Für etwa jedes zweite Unternehmen (54 %) ist die Notwendigkeit zum Aufbau neuer (digitaler) Geschäftsmodelle einer der Hauptgründe, die S/4HANA-Migration fokussiert und beschleunigt vorantreiben. Im Umkehrschluss sehen 46 Prozent der Studienteilnehmer keine oder nur eine geringe Notwendigkeit, auf S/4HANA umzustellen. So scheinen digitale Geschäftsmodelle weiterhin für einen Teil der SAP-Kunden nicht von besonders hoher strategischer Relevanz zu sein.
4. Stand der Umstellung auf SAP S/4HANA
Immerhin wächst der Anteil derer, die auf S/4HANA in naher Zukunft umstellen werden. Ein knappes Viertel der 170 von der Deutschsprachigen SAP-Anwendergruppe (DSAG) Befragten erklärte, die neueste Softwaregeneration aus dem Hause SAP bereits einzusetzen. Jeder fünfte Betrieb steckt eigenen Angaben zufolge aktuell in der Migration. Die Mehrheit der von der DSAG befragten deutschen SAP-Kunden hat allerdings noch einen weiten S/4HANA-Weg vor sich. 37 Prozent planen derzeit ein entsprechendes Projekt, haben aber noch nicht angefangen.
Auch in einer repräsentativen Lünendonk-Umfrage zur Umstellung auf S/4HANA gibt die überwiegende Mehrheit (87 %) der SAP-Kunden an, ihre ERP-Modernisierung bis 2025 vollständig abschließen zu wollen. Die Verlängerung der Wartungsunterstützung durch SAP gibt ihnen dabei mehr Zeit für eine strategische Planung und sorgfältige Umsetzung.

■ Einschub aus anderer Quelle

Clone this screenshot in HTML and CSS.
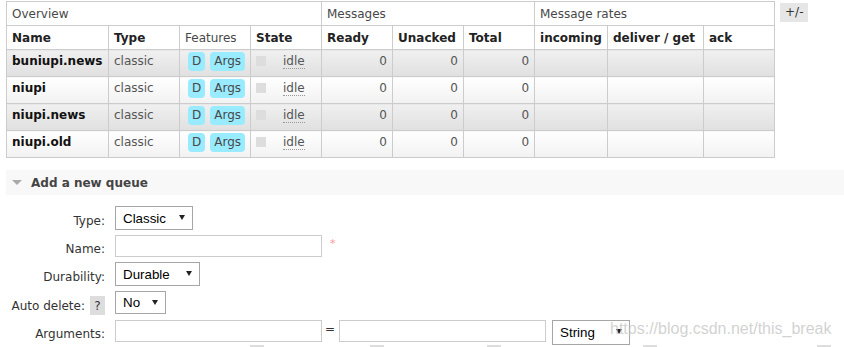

In Folge der vielen Vorteile, die sich die Unternehmen von einer ERP-Umstellung auf S/4HANA bei ihrer digitalen Transformation versprechen, nimmt die ERP-Modernisierung laut Lünendonk-Studie 2021 „Der Markt für IT-Beratung und IT-Service in Deutschland“ neben vielen anderen Themen einen gewichtigen Teil bei den IT-Investitionen ein. So werden 48 Prozent stark bzw. sehr stark in die ERP-Umstellung investieren.
5. Fazit und Ausblick
SAP S/4HANA ist ein heiß diskutiertes Thema – und das zurecht. Der Walldorfer Softwareanbieter möchte seinen Kunden eine neue Generation an ERP-Software zur Verfügung stellen, um die digitale Transformation zu meistern. Doch die Notwendigkeit einer Umstellung auf die neue Version teilen nicht alle Unternehmen. Es gilt, die individuellen Voraussetzungen und Einflussfaktoren zu analysieren und die daraus resultierenden Mehrwerte aufzuzeigen. SAP ist somit in der Pflicht, seinen Kunden und Partnern Lösungswege aufzuzeigen. Ob das neue Full-Service-Angebot „RISE with SAP“ diese Lösung ist, wird sich zeigen.